Als Konsequenz reichen immer mehr dem Austritt aus der Kirche ein. Man ist nicht mehr gewillt, eine Institution zu unterstützen, die solches zulässt. Dazu muss ein Austrittsschreiben an die zuständige Kirchenverwaltung verfasst werden. Weil die Landeskirchen öffentlich-rechtliche Korporationen sind, muss das Schreiben auf dem Einwohneramt beglaubigt werden. Es ist absolut unnötig, gegen Bezahlung auf einer Internetseite ein Formular herunterzuladen.
Es ist jedoch ein Irrtum zu glauben, dadurch würde die Position der Bischöfe oder gar des Papstes geschwächt. Bei der Gründung des Kantons St. Gallen 1803 wurden die Kirchen verpflichtet, die Finanzhoheit eigenständig durch die Kirchgemeinden wahrzunehmen. Demokratisch gewählte Mitglieder der Kirchenverwaltungen sind den Kirchbürgerinnen und Kirchbürgern gegenüber verantwortlich, dass die Mittel zum Wohl der eigenen Kirchgemeinde und Pfarrei eingesetzt werden. Nur 4% der Steuereinnahmen werden an die Administration des Katholischen Konfessionsteils überwiesen. Damit werden nebst den Aufgaben des Bistums vor allem Sozialwerke wie die Caritas, die Kantonssekundarschule, die Kirchenmusikschule und vergleichbare Institutionen finanziert.

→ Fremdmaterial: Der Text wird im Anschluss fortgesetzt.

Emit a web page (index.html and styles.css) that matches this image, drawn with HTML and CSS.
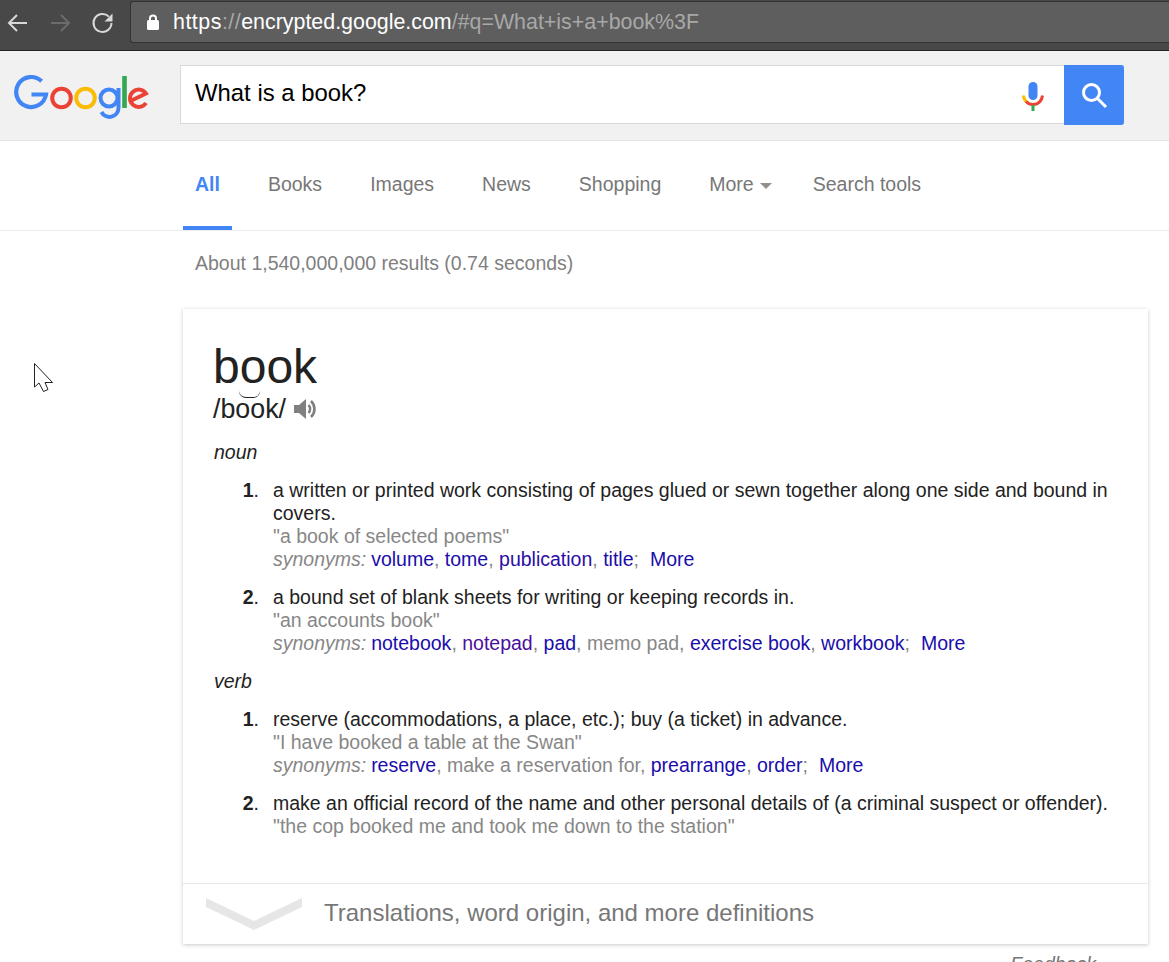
FILE: index.html
```html
<!DOCTYPE html>
<html lang="en">
<head>
<meta charset="utf-8">
<title>What is a book? - Google Search</title>
<link rel="stylesheet" href="styles.css">
</head>
<body>
<div class="chrome">
  <svg class="nav-icons" width="118" height="40" viewBox="0 0 118 40" fill="none" aria-hidden="true">
    <path d="M27 21H9M17 13l-8 8 8 8" stroke="#d8d8d8" stroke-width="2"/>
    <path d="M51 21h18M61 13l8 8-8 8" stroke="#6c6c6c" stroke-width="2"/>
    <path d="M111.500 21a9 9 0 1 1-2.600-6.400" stroke="#d8d8d8" stroke-width="2"/>
    <path d="M112.500 11.500v8h-8z" fill="#d8d8d8"/>
  </svg>
  <div class="omnibox">
    <svg class="lock" width="14" height="18" viewBox="0 0 14 18" aria-hidden="true">
      <path d="M4 8V5.500a3 3 0 0 1 6 0V8" fill="none" stroke="#fff" stroke-width="2"/>
      <rect x="1" y="7" width="12" height="10" rx="1.500" fill="#fff"/>
    </svg>
    <span class="url"><span class="url-main url-scheme">https</span><span class="url-dim url-scheme">://</span><span class="url-main">encrypted.google.com</span><span class="url-dim">/#q=What+is+a+book%3F</span></span>
  </div>
</div>

<header class="searchbar">
  <svg class="logo" width="138" height="48" viewBox="0 0 138 48" fill="none" role="img" aria-label="Google">
    <path d="M27.600 8.200A15 15 0 1 0 32 21.500H17.500" stroke="#4285f4" stroke-width="4.200"/>
    <circle cx="47.500" cy="25" r="9.300" stroke="#ea4335" stroke-width="4"/>
    <circle cx="71.500" cy="25" r="9.300" stroke="#fbbc05" stroke-width="4"/>
    <circle cx="95" cy="25" r="8.500" stroke="#4285f4" stroke-width="4"/>
    <path d="M104.500 15v20a9 9 0 0 1-17 4" stroke="#4285f4" stroke-width="4"/>
    <path d="M110.500 3v32" stroke="#34a853" stroke-width="4.600"/>
    <path d="M132 30A8.700 8.700 0 1 1 132 20.500L117.500 27.500" stroke="#ea4335" stroke-width="4"/>
  </svg>
  <div class="searchbox">
    <span class="query">What is a book?</span>
    <svg class="mic" width="22" height="30" viewBox="0 0 22 30" fill="none" aria-hidden="true">
      <rect x="6.500" y="1" width="9" height="18" rx="4.500" fill="#4285f4"/>
      <path d="M1.500 14.500a9.500 9.500 0 0 0 3 6.500" stroke="#fbbc05" stroke-width="3"/>
      <path d="M4 20.500a9.500 9.500 0 0 0 14 0c1.500-1.700 2.200-3.800 2.500-6" stroke="#ea4335" stroke-width="3"/>
      <rect x="9.500" y="24" width="3" height="6" fill="#34a853"/>
    </svg>
    <button class="search-btn" aria-label="Search">
      <svg width="28" height="28" viewBox="0 0 28 28" fill="none" aria-hidden="true">
        <circle cx="11.500" cy="11.500" r="8" stroke="#fff" stroke-width="3"/>
        <path d="M17.500 17.500L26 26" stroke="#fff" stroke-width="3"/>
      </svg>
    </button>
  </div>
</header>

<nav class="tabs">
  <a class="tab active">All</a>
  <a class="tab">Books</a>
  <a class="tab">Images</a>
  <a class="tab">News</a>
  <a class="tab">Shopping</a>
  <a class="tab">More<span class="caret"></span></a>
  <a class="tab tools">Search tools</a>
</nav>

<main class="results">
  <p class="stats">About 1,540,000,000 results (0.74 seconds)</p>
  <section class="card">
    <div class="card-body">
      <h1 class="word">book</h1>
      <div class="phon">
        <span class="phon-text">/b<span class="tie">o</span>ok/</span>
        <svg class="speaker" width="24" height="24" viewBox="0 0 24 24" aria-hidden="true">
          <path d="M1 8h5l7-6v20l-7-6H1z" fill="#808080"/>
          <path d="M15.500 8a6 6 0 0 1 0 8" fill="none" stroke="#808080" stroke-width="2.600"/>
          <path d="M18 4a11 11 0 0 1 0 16" fill="none" stroke="#808080" stroke-width="2.600"/>
        </svg>
      </div>

      <div class="pos">noun</div>
      <ol class="defs">
        <li class="def"><span class="num"><b>1</b>.</span><div>a written or printed work consisting of pages glued or sewn together along one side and bound in covers.<div class="eg">"a book of selected poems"</div><div class="syn"><em>synonyms:</em> <a class="lnk">volume</a>, <a class="lnk">tome</a>, <a class="vis-soft">publication</a>, <a class="lnk">title</a>;<a class="lnk more">More</a></div></div></li>
        <li class="def"><span class="num"><b>2</b>.</span><div>a bound set of blank sheets for writing or keeping records in.<div class="eg">"an accounts book"</div><div class="syn"><em>synonyms:</em> <a class="lnk">notebook</a>, <a class="vis">notepad</a>, <a class="lnk">pad</a>, memo pad, <a class="lnk">exercise book</a>, <a class="lnk">workbook</a>;<a class="lnk more">More</a></div></div></li>
      </ol>

      <div class="pos">verb</div>
      <ol class="defs">
        <li class="def"><span class="num"><b>1</b>.</span><div>reserve (accommodations, a place, etc.); buy (a ticket) in advance.<div class="eg">"I have booked a table at the Swan"</div><div class="syn"><em>synonyms:</em> <a class="lnk">reserve</a>, make a reservation for, <a class="lnk">prearrange</a>, <a class="lnk">order</a>;<a class="lnk more">More</a></div></div></li>
        <li class="def"><span class="num"><b>2</b>.</span><div>make an official record of the name and other personal details of (a criminal suspect or offender).<div class="eg">"the cop booked me and took me down to the station"</div></div></li>
      </ol>
    </div>
    <div class="card-foot">
      <svg width="98" height="34" viewBox="0 0 98 34" aria-hidden="true">
        <path d="M1 1l48 23 48-23v9L49 33 1 10z" fill="#e6e6e6"/>
      </svg>
      <span class="foot-text">Translations, word origin, and more definitions</span>
    </div>
  </section>
  <div class="feedback">Feedback</div>
</main>

<svg class="cursor" width="21" height="31" viewBox="0 0 21 31" aria-hidden="true">
  <path d="M1.500 1.500V25L6 21l4.500 8.500L15 27.500 12 20.500h7.500z" fill="#fff" stroke="#222" stroke-width="1"/>
</svg>
</body>
</html>
```
FILE: styles.css
```css
* { box-sizing: border-box; }
html, body { margin: 0; height: 962px; overflow: hidden; background: #fff; }
body { font-family: "Liberation Sans", Arial, sans-serif; font-size: 19.5px; line-height: 23px; color: #222; position: relative; }
a { text-decoration: none; }

.chrome { height: 51px; background: #484848; border-bottom: 1px solid #222; display: flex; padding: 1px 0 0 0; }
.nav-icons { flex: none; margin: 1px 12px 0 0; }
.omnibox { flex: 1; height: 42px; background: #5e5e5e; border: 1px solid #333; border-right: 0; border-radius: 3px 0 0 3px; display: flex; align-items: center; padding-left: 15px; }
.lock { flex: none; margin-right: 13px; }
.url { font-size: 21.400px; margin-top: 1px; }
.url-scheme { letter-spacing: .5px; }
.url-main { color: #fff; }
.url-dim { color: #a8a8a8; }

.searchbar { height: 90px; background: #f1f1f1; border-bottom: 1px solid #e5e5e5; display: flex; padding: 14px 0 0 14px; }
.logo { flex: none; margin: 8px 28px 0 0; }
.searchbox { width: 944px; height: 59px; background: #fff; border: 1px solid #d9d9d9; border-right: 0; display: flex; align-items: center; padding-left: 14px; }
.query { flex: 1; font-size: 23.900px; color: #000; margin-bottom: 5px; }
.mic { flex: none; margin: 2px 20px 0 0; }
.search-btn { flex: none; width: 60px; height: 60px; margin: 0; border: 0; border-radius: 0 3px 3px 0; background: #4285f4; display: flex; align-items: center; justify-content: center; padding: 0; align-self: flex-start; margin-top: -1px; }

.tabs { height: 90px; border-bottom: 1px solid #ebebeb; display: flex; padding-left: 183px; }
.tab { height: 89px; padding: 32px 12px 0; margin-right: 24px; color: #777; }
.tab.active { color: #4285f4; font-weight: bold; border-bottom: 4px solid #4285f4; }
.tab.tools { margin-left: -7px; }
.caret { display: inline-block; width: 0; height: 0; margin-left: 6px; vertical-align: 2px; border: 6px solid transparent; border-top: 6px solid #909090; border-bottom: 0; }

.results { padding-left: 183px; }
.stats { margin: 0; padding: 21px 0 0 12px; color: #808080; height: 78px; }
.card { width: 965px; height: 635px; background: #fff; box-shadow: 0 1px 4px rgba(0,0,0,.22); display: flex; flex-direction: column; }
.card-body { flex: 1; padding: 30px 30px 0; }
.word { margin: 0; font-size: 48px; font-weight: normal; line-height: 55px; color: #222; }
.phon { display: flex; align-items: center; gap: 7px; height: 30px; margin-bottom: 17px; font-size: 26.800px; }
.tie { position: relative; }
.tie::before { content: ""; position: absolute; left: 4px; top: -3px; width: 21px; height: 6px; border-bottom: 1.500px solid #222; border-radius: 0 0 12px 12px; }
.speaker { flex: none; }
.pos { font-style: italic; margin-top: 15px; padding-left: 1px; }
.defs { list-style: none; margin: 15px 0 15px; padding: 0; }
.def { display: grid; grid-template-columns: 46px 1fr; column-gap: 14px; margin-bottom: 15px; }
.def:last-child { margin-bottom: 0; }
.num { text-align: right; }
.eg { color: #878787; }
.syn { color: #878787; }
.syn em { font-style: italic; margin-right: -.5px; }
.lnk { color: #1a0dab; }
.vis { color: #4b0f9b; }
.vis-soft { color: #2c0da6; }
.more { margin-left: 11px; }

.card-foot { flex: none; height: 61px; border-top: 1px solid #e8e8e8; display: flex; align-items: center; gap: 21px; padding-left: 22px; }
.foot-text { font-size: 24px; color: #777; margin-bottom: 4px; }

.feedback { width: 913px; text-align: right; font-style: italic; color: #777; margin-top: 9px; }
.cursor { position: absolute; left: 33px; top: 362px; }
```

Die einzelnen Kirchgemeinden sind auch Arbeitgeber. Priester sind inzwischen eine Minderheit unter den Seelsorgenden. Frauen wie Männer arbeiten als Seelsorgerinnen und Seelsorger in den Pfarreien. Religionslehrkräfte sind ebenso Angestellte der Kirchgemeinde, wie Messmerinnen und Messmer, Sekretärinnen und Sekretäre, Kirchenmusiker und -musikerinnen. Jugend- und Sozialarbeiterinnen. Finanziert werden auch Chöre und andere Vereine sowie der Gebäudeunterhalt. Viele der Kirchen sind Kulturdenkmäler, deren Unterhalt kostspielig ist.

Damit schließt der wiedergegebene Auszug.